Patriotic Gore

non-fiction by Edmund Wilson

Blurb

Patriotic Gore: Studies in the Literature of the American Civil War is a 1962 book of historical and literary criticism written by Edmund Wilson. It consists of 26 chapters about the works and lives of almost 30 writers, including Ambrose Bierce, George Washington Cable‡, Mary Boykin Chesnut, Kate Chopin, John William De Forest‡, Charlotte Forten, Ulysses Grant‡, Francis Grierson‡, Nathaniel Hawthorne, Hinton Rowan Helper, Oliver Wendell Holmes, Jr.‡, Henry James, Sidney Lanier, Abraham Lincoln, John S. Mosby, Frederick Law Olmsted, Thomas Nelson Page, Harriet Beecher Stowe‡, Albion W. Tourgée John Townsend Trowbridge, Mark Twain, and Walt Whitman.

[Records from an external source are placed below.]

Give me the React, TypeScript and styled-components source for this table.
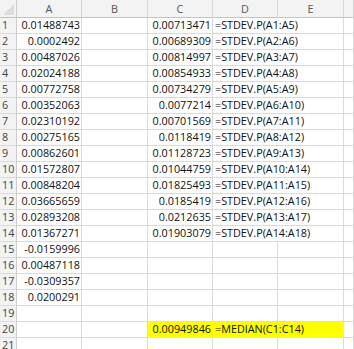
import { FC } from 'react'
import styled, { createGlobalStyle } from 'styled-components'

const GlobalStyle = createGlobalStyle`
  body {
    margin: 0;
    background: #fff;
    font-family: 'Open Sans', 'Liberation Sans', sans-serif;
    overflow: hidden;
  }
`

const Sheet = styled.div`
  display: grid;
  grid-template-columns: 17px 65px 66px 65px 65px 66px 1fr;
  grid-template-rows: 18px;
  grid-auto-rows: 16px;
  width: 354px;
  height: 349px;
  overflow: hidden;
  font-size: 10.8px;
  color: #111;
`

const Corner = styled.div`
  position: relative;
  background: #f3f3f3;
  border-right: 1px solid #cdcdcd;
  border-bottom: 1px solid #c4c4c4;
  &::after {
    content: '';
    position: absolute;
    right: 2px;
    bottom: 2px;
    border-left: 11px solid transparent;
    border-bottom: 11px solid #dcdcdc;
  }
`

const ColHeader = styled.div`
  display: flex;
  align-items: center;
  justify-content: center;
  background: #f3f3f3;
  border-right: 1px solid #d6d6d6;
  border-bottom: 1px solid #c4c4c4;
  color: #555;
`

const RowHeader = styled.div`
  display: flex;
  align-items: flex-end;
  padding: 0 0 1px 2px;
  background: #f3f3f3;
  border-right: 1px solid #cdcdcd;
  border-bottom: 1px solid #dadada;
  color: #444;
  line-height: 14px;
`

const Cell = styled.div<{ $align?: 'left' | 'right'; $fill?: string; $span?: number }>`
  display: flex;
  align-items: flex-end;
  justify-content: ${(p) => (p.$align === 'left' ? 'flex-start' : 'flex-end')};
  padding: ${(p) => (p.$align === 'left' ? '0 0 1px 2px' : '0 1px 1px 0')};
  grid-column: ${(p) => (p.$span ? `span ${p.$span}` : 'auto')};
  background: ${(p) => p.$fill || 'transparent'};
  border-right: 1px solid ${(p) => p.$fill || '#dadada'};
  border-bottom: 1px solid ${(p) => p.$fill || '#dadada'};
  white-space: nowrap;
  line-height: 14px;
`

const colA = [
  '0.01488743', '0.0002492', '0.00487026', '0.02024188', '0.00772758', '0.00352063',
  '0.02310192', '0.00275165', '0.00862601', '0.01572807', '0.00848204', '0.03665659',
  '0.02893208', '0.01367271', '-0.0159996', '0.00487118', '-0.0309357', '0.0200291',
]

const colC = [
  '0.00713471', '0.00689309', '0.00814997', '0.00854933', '0.00734279', '0.0077214',
  '0.00701569', '0.0118419', '0.01128723', '0.01044759', '0.01825493', '0.0185419',
  '0.0212635', '0.01903079',
]

const YELLOW = '#ffff00'

const Row: FC<{ n: number }> = ({ n }) => {
  const a = colA[n - 1]
  const c = colC[n - 1]
  if (n === 20) {
    return (
      <>
        <RowHeader>{n}</RowHeader>
        <Cell />
        <Cell />
        <Cell $fill={YELLOW}>0.00949846</Cell>
        <Cell $fill={YELLOW} $align="left" $span={2}>
          =MEDIAN(C1:C14)
        </Cell>
        <Cell />
      </>
    )
  }
  return (
    <>
      <RowHeader>{n}</RowHeader>
      <Cell>{a}</Cell>
      <Cell />
      <Cell>{c}</Cell>
      {c ? (
        <Cell $align="left" $span={2}>
          =STDEV.P(A{n}:A{n + 4})
        </Cell>
      ) : (
        <>
          <Cell />
          <Cell />
        </>
      )}
      <Cell />
    </>
  )
}

const App: FC = () => {
  const rows = Array.from({ length: 21 }, (_, i) => i + 1)
  return (
    <>
      <GlobalStyle />
      <Sheet>
        <Corner />
        {['A', 'B', 'C', 'D', 'E', ''].map((l, i) => (
          <ColHeader key={i}>{l}</ColHeader>
        ))}
        {rows.map((n) => (
          <Row key={n} n={n} />
        ))}
      </Sheet>
    </>
  )
}

export default App
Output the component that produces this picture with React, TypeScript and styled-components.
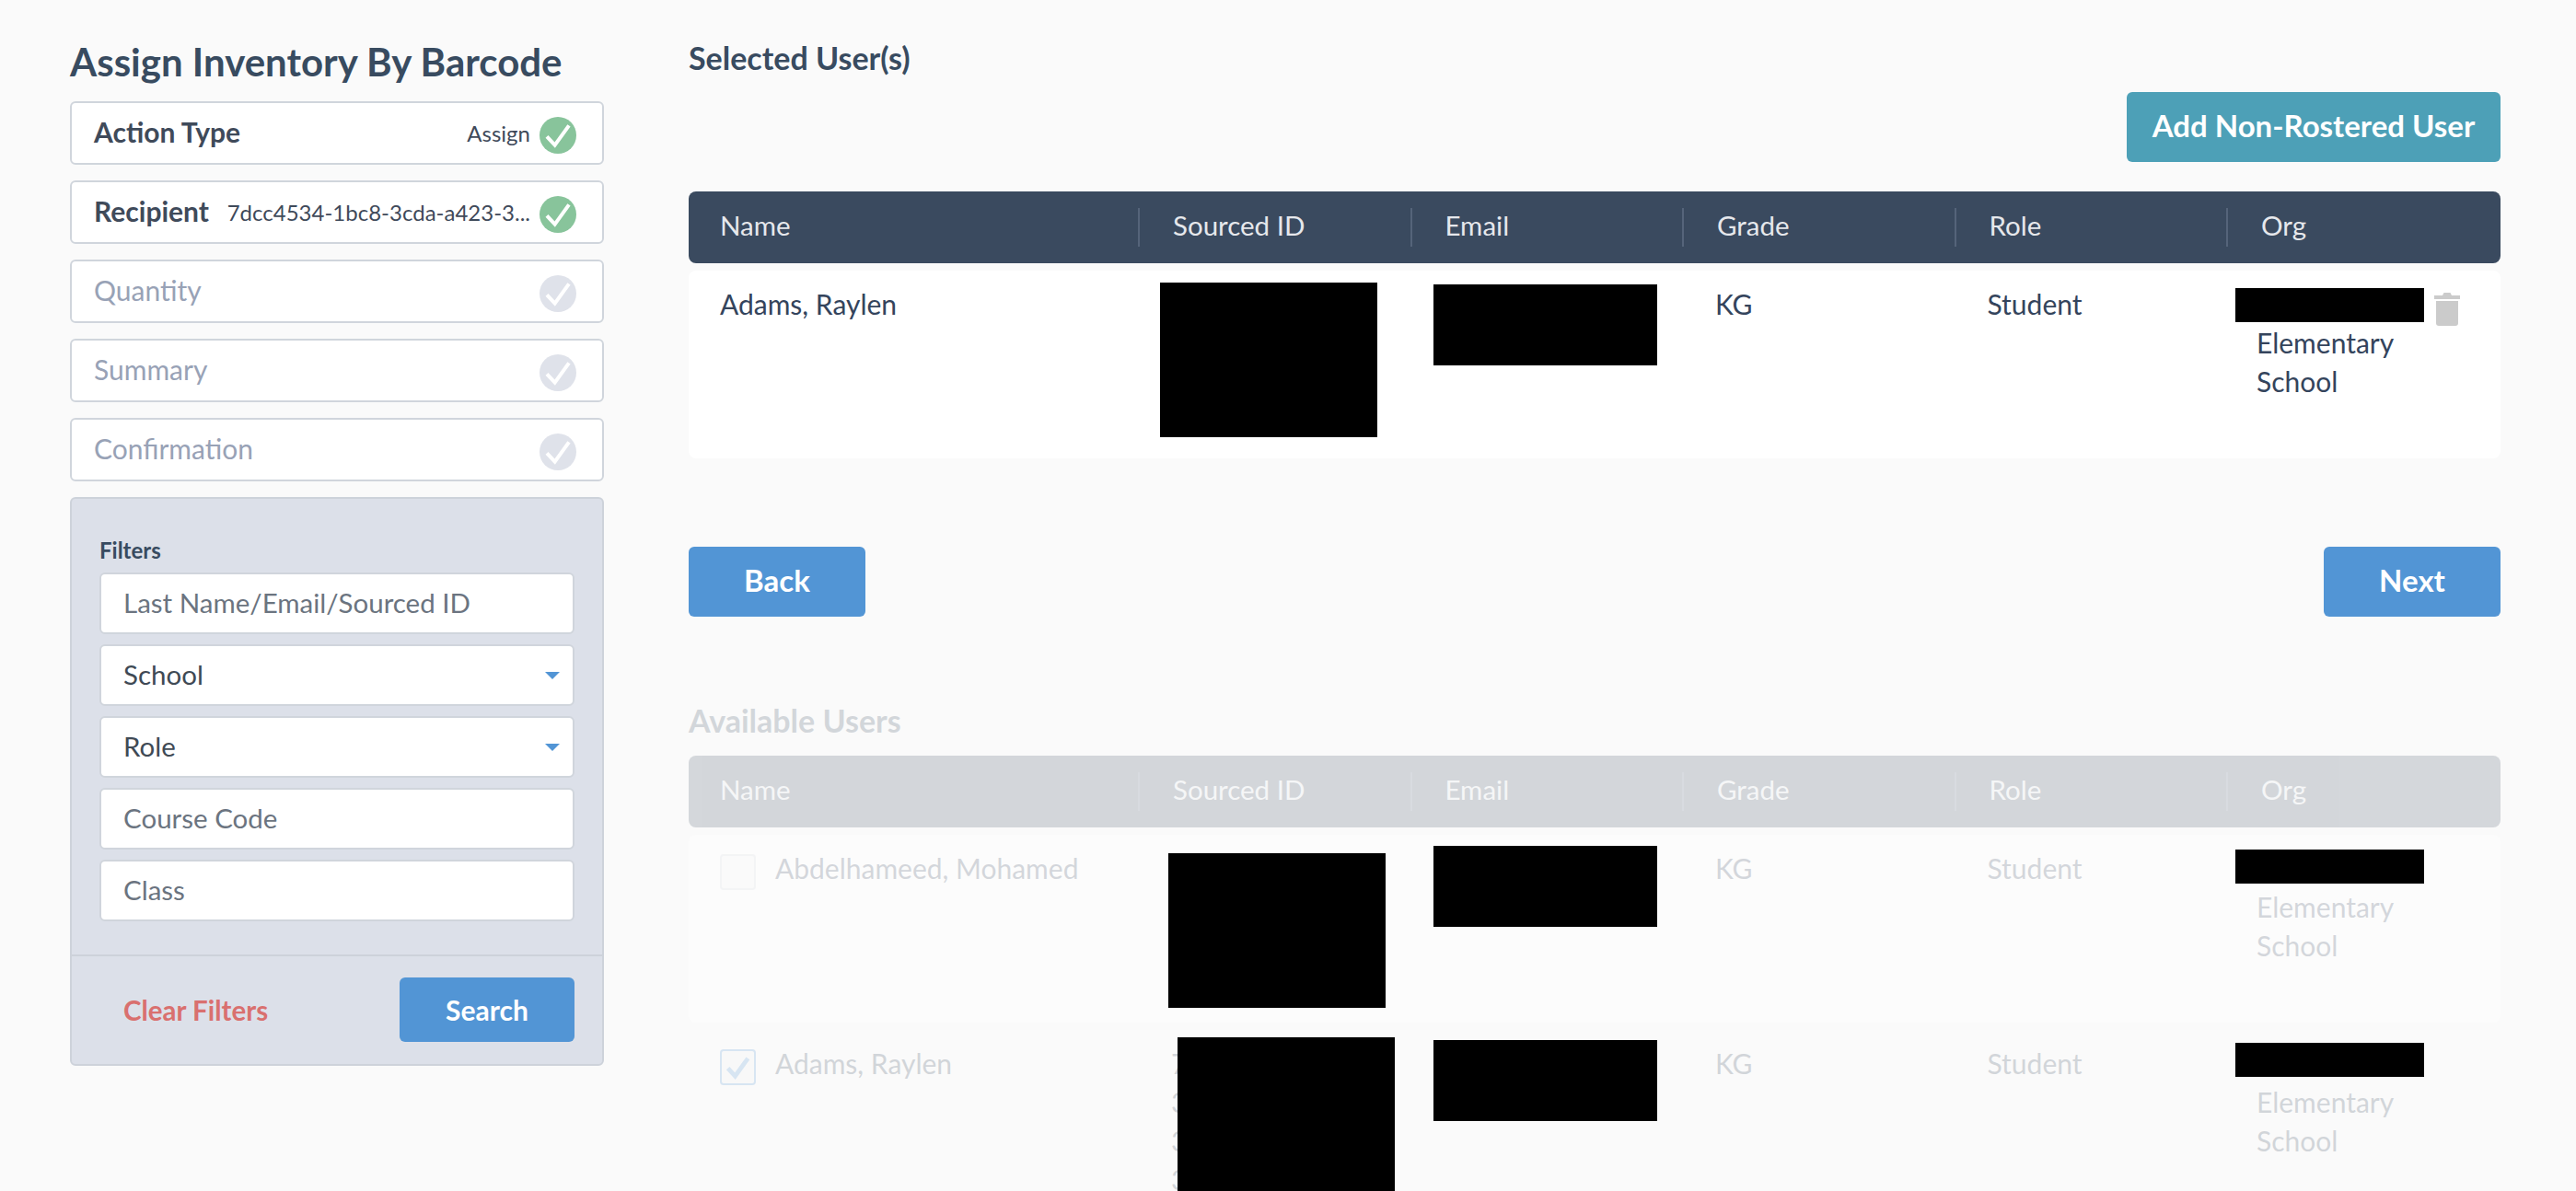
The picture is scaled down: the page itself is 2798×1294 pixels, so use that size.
import React from "react";
import styled, { createGlobalStyle } from "styled-components";

const GlobalStyle = createGlobalStyle`
  html, body {
    margin: 0;
    height: 100%;
    overflow: hidden;
    background: #fafafa;
  }
  * {
    box-sizing: border-box;
  }
`;

const Page = styled.div`
  display: flex;
  align-items: flex-start;
  gap: 92px;
  height: 1294px;
  padding-left: 76px;
  overflow: hidden;
  font-family: "Lato", "Liberation Sans", sans-serif;
  color: #34445c;
`;

const Sidebar = styled.aside`
  width: 580px;
  flex: none;
  padding-top: 43px;
`;

const Title = styled.h1`
  margin: 0 0 19px;
  font-size: 42px;
  line-height: 48px;
  font-weight: 700;
  color: #384b60;
`;

const Step = styled.div<{ $active?: boolean }>`
  display: flex;
  align-items: center;
  height: 69px;
  margin-bottom: 17px;
  padding: 0 28px 0 24px;
  background: #fff;
  border: 2px solid #d0d5dc;
  border-radius: 6px;
  color: ${(p) => (p.$active ? "#3f4a5a" : "#98a2b6")};
`;

const StepName = styled.span<{ $active?: boolean }>`
  margin-bottom: 4px;
  font-size: 30px;
  font-weight: ${(p) => (p.$active ? 700 : 400)};
  white-space: nowrap;
`;

const StepValue = styled.span`
  flex: 1;
  padding-right: 10px;
  text-align: right;
  font-size: 24px;
  color: #3f4a5a;
  white-space: nowrap;
`;

const StepBadge = styled.span<{ $done?: boolean }>`
  display: flex;
  align-items: center;
  justify-content: center;
  width: 40px;
  height: 40px;
  flex: none;
  margin-left: auto;
  margin-top: 4px;
  border-radius: 50%;
  background: ${(p) => (p.$done ? "#88c49b" : "#dfe2ea")};
`;

const FilterPanel = styled.section`
  height: 618px;
  background: #dce0e9;
  border: 2px solid #cdd2da;
  border-radius: 6px;
`;

const FilterBody = styled.div`
  display: flex;
  flex-direction: column;
  gap: 11px;
  height: 497px;
  padding: 40px 30px 0;
  border-bottom: 2px solid #cdd2da;
`;

const FilterLabel = styled.div`
  margin-bottom: -3px;
  font-size: 24px;
  line-height: 32px;
  font-weight: 700;
  color: #384b60;
`;

const TextInput = styled.input`
  width: 100%;
  height: 67px;
  flex: none;
  padding: 0 24px 3px;
  background: #fff;
  border: 2px solid #d0d5dc;
  border-radius: 6px;
  font-family: inherit;
  font-size: 29.5px;
  &::placeholder {
    color: #6b7480;
    opacity: 1;
  }
`;

const SelectBox = styled.div`
  display: flex;
  align-items: center;
  justify-content: space-between;
  height: 67px;
  flex: none;
  padding: 0 14px 3px 24px;
  background: #fff;
  border: 2px solid #d0d5dc;
  border-radius: 6px;
  font-size: 29.5px;
  color: #3f4a55;
`;

const Caret = styled.span`
  width: 0;
  height: 0;
  margin-top: 3px;
  border-left: 8px solid transparent;
  border-right: 8px solid transparent;
  border-top: 8px solid #5295d5;
`;

const FilterActions = styled.div`
  display: flex;
  align-items: center;
  justify-content: space-between;
  padding: 23px 30px 0 56px;
`;

const ClearLink = styled.span`
  font-size: 29.5px;
  font-weight: 700;
  color: #d9706f;
`;

const Button = styled.button<{ $teal?: boolean; $w: number; $h: number; $size?: number }>`
  width: ${(p) => p.$w}px;
  height: ${(p) => p.$h}px;
  padding: 0 0 4px;
  border: none;
  border-radius: 6px;
  background: ${(p) => (p.$teal ? "#4da0b7" : "#5295d5")};
  color: #fff;
  font-family: inherit;
  font-size: ${(p) => p.$size ?? 33}px;
  font-weight: 700;
`;

const SearchButton = styled(Button)`
  padding: 0;
`;

const Main = styled.main`
  width: 1968px;
  flex: none;
  padding-top: 45px;
`;

const SectionTitle = styled.h2`
  margin: 0;
  font-size: 34px;
  line-height: 36px;
  font-weight: 700;
  color: #384b60;
`;

const TopActions = styled.div`
  display: flex;
  justify-content: flex-end;
  margin: 19px 0 32px;
`;

const Faded = styled.div`
  opacity: 0.2;
`;

const HeaderRow = styled.div`
  display: grid;
  grid-template-columns: 488px repeat(4, 295.5px) 298px;
  align-items: center;
  height: 78px;
  background: #3a4a5f;
  border-radius: 8px;
  color: #e6e8ec;
  font-size: 29.5px;
`;

const HeaderCell = styled.div<{ $first?: boolean }>`
  height: 42px;
  line-height: 38px;
  padding-left: ${(p) => (p.$first ? 34 : 36)}px;
  border-left: ${(p) => (p.$first ? "none" : "2px solid #55647a")};
`;

const Row = styled.div<{ $bg?: string }>`
  display: grid;
  grid-template-columns: 488px repeat(4, 295.5px) 298px;
  height: 204px;
  margin-top: 8px;
  padding-top: 15px;
  background: ${(p) => p.$bg ?? "transparent"};
  border-radius: 8px;
`;

const Cell = styled.div<{ $first?: boolean }>`
  position: relative;
  padding-left: ${(p) => (p.$first ? 34 : 36)}px;
  font-size: 30px;
  line-height: 42px;
`;

const CellText = styled.div<{ $faded?: boolean }>`
  opacity: ${(p) => (p.$faded ? 0.2 : 1)};
`;

const NameWrap = styled(CellText)`
  display: flex;
  gap: 21px;
`;

const CheckBox = styled.span<{ $checked?: boolean }>`
  display: flex;
  align-items: center;
  justify-content: center;
  width: 39px;
  height: 39px;
  margin-top: 6px;
  flex: none;
  background: #f5f5f5;
  border: 2px solid ${(p) => (p.$checked ? "#5295d5" : "#d0d5dc")};
  border-radius: 4px;
`;

const OrgLine = styled.span`
  display: block;
  margin-left: -3px;
`;

// black boxes that lie over the cell text in the reference
const Redaction = styled.div<{ $l: number; $t: number; $w: number; $h: number }>`
  position: absolute;
  left: ${(p) => p.$l}px;
  top: ${(p) => p.$t}px;
  width: ${(p) => p.$w}px;
  height: ${(p) => p.$h}px;
  background: #000;
`;

const Trash = styled.svg`
  position: absolute;
  left: 226px;
  top: 9px;
`;

const NavRow = styled.div`
  display: flex;
  justify-content: space-between;
  margin: 96px 0 95px;
`;

const AvailableTitle = styled(SectionTitle)`
  margin-bottom: 20px;
`;

const Check = ({ color, size, weight = 3 }: { color: string; size: number; weight?: number }) => (
  <svg width={size} height={size} viewBox="0 0 24 24" fill="none">
    <path d="M3 13l6.5 7L21 4" stroke={color} strokeWidth={weight} />
  </svg>
);

const columns = ["Name", "Sourced ID", "Email", "Grade", "Role", "Org"];

const TableHeader = () => (
  <HeaderRow>
    {columns.map((c, i) => (
      <HeaderCell key={c} $first={i === 0}>
        {c}
      </HeaderCell>
    ))}
  </HeaderRow>
);

type UserRowProps = {
  name: string;
  bg?: string;
  faded?: boolean;
  checked?: boolean;
  trash?: boolean;
  idLines?: string[];
  idBox: { l: number; t: number };
  emailTop: number;
  orgTop: number;
};

const UserRow = (props: UserRowProps) => {
  const { faded } = props;
  return (
    <Row $bg={props.bg}>
      <Cell $first>
        <NameWrap $faded={faded}>
          {faded && (
            <CheckBox $checked={props.checked}>
              {props.checked && <Check color="#5295d5" size={29} weight={4} />}
            </CheckBox>
          )}
          {props.name}
        </NameWrap>
      </Cell>
      <Cell>
        <CellText $faded={faded}>
          {props.idLines?.map((line, i) => (
            <div key={i}>{line}</div>
          ))}
        </CellText>
        <Redaction $l={props.idBox.l} $t={props.idBox.t} $w={236} $h={168} />
      </Cell>
      <Cell>
        <Redaction $l={25} $t={props.emailTop} $w={243} $h={88} />
      </Cell>
      <Cell>
        <CellText $faded={faded}>KG</CellText>
      </Cell>
      <Cell>
        <CellText $faded={faded}>Student</CellText>
      </Cell>
      <Cell>
        <Redaction $l={10} $t={props.orgTop} $w={205} $h={37} />
        <CellText $faded={faded}>
          <OrgLine>&nbsp;</OrgLine>
          <OrgLine>Elementary</OrgLine>
          <OrgLine>School</OrgLine>
        </CellText>
        {props.trash && (
          <Trash width="28" height="36" viewBox="0 0 28 36" fill="#cbcbcb">
            <path d="M0 3h9l1.5-3h7L19 3h9v4H0z" />
            <path d="M2 9h24v24a3 3 0 0 1-3 3H5a3 3 0 0 1-3-3z" />
          </Trash>
        )}
      </Cell>
    </Row>
  );
};

const steps = [
  { name: "Action Type", value: "Assign", done: true },
  { name: "Recipient", value: "7dcc4534-1bc8-3cda-a423-3...", done: true },
  { name: "Quantity" },
  { name: "Summary" },
  { name: "Confirmation" },
];

export default function App() {
  return (
    <Page>
      <GlobalStyle />
      <Sidebar>
        <Title>Assign Inventory By Barcode</Title>
        {steps.map((s) => (
          <Step key={s.name} $active={s.done}>
            <StepName $active={s.done}>{s.name}</StepName>
            {s.value && <StepValue>{s.value}</StepValue>}
            <StepBadge $done={s.done}>
              <Check color="#fff" size={32} />
            </StepBadge>
          </Step>
        ))}
        <FilterPanel>
          <FilterBody>
            <FilterLabel>Filters</FilterLabel>
            <TextInput placeholder="Last Name/Email/Sourced ID" />
            <SelectBox>
              School
              <Caret />
            </SelectBox>
            <SelectBox>
              Role
              <Caret />
            </SelectBox>
            <TextInput placeholder="Course Code" />
            <TextInput placeholder="Class" />
          </FilterBody>
          <FilterActions>
            <ClearLink>Clear Filters</ClearLink>
            <SearchButton $w={190} $h={70} $size={30}>
              Search
            </SearchButton>
          </FilterActions>
        </FilterPanel>
      </Sidebar>
      <Main>
        <SectionTitle>Selected User(s)</SectionTitle>
        <TopActions>
          <Button $teal $w={406} $h={76}>
            Add Non-Rostered User
          </Button>
        </TopActions>
        <TableHeader />
        <UserRow name="Adams, Raylen" bg="#fff" trash idBox={{ l: 24, t: -2 }} emailTop={0} orgTop={4} />
        <NavRow>
          <Button $w={192} $h={76}>
            Back
          </Button>
          <Button $w={192} $h={76}>
            Next
          </Button>
        </NavRow>
        <Faded>
          <AvailableTitle>Available Users</AvailableTitle>
        </Faded>
        <Faded>
          <TableHeader />
        </Faded>
        <UserRow name="Abdelhameed, Mohamed" faded bg="#fcfcfc" idBox={{ l: 33, t: 5 }} emailTop={-3} orgTop={1} />
        <UserRow
          name="Adams, Raylen"
          faded
          checked
          idLines={["7dcc4534-", "3cda-a423-", "3", "3"]}
          idBox={{ l: 43, t: -7 }}
          emailTop={-4}
          orgTop={-1}
        />
      </Main>
    </Page>
  );
}
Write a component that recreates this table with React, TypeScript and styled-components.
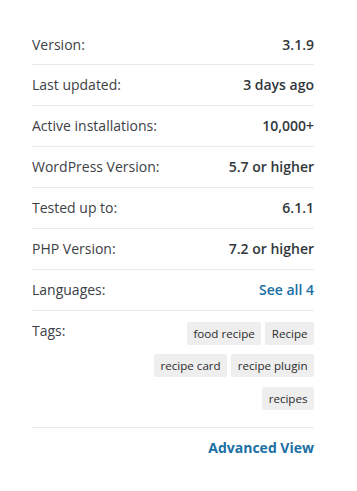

In addition to De Forest, Wilson pays particular attention to Cable, Grant, Grierson, Holmes, and Stowe, choices considered "catholic and unexpected" at the time of its publication.
The book's title is a reference—"wrenched rather violently" —from a line about the Baltimore riot of 1861 in "Maryland, My Maryland."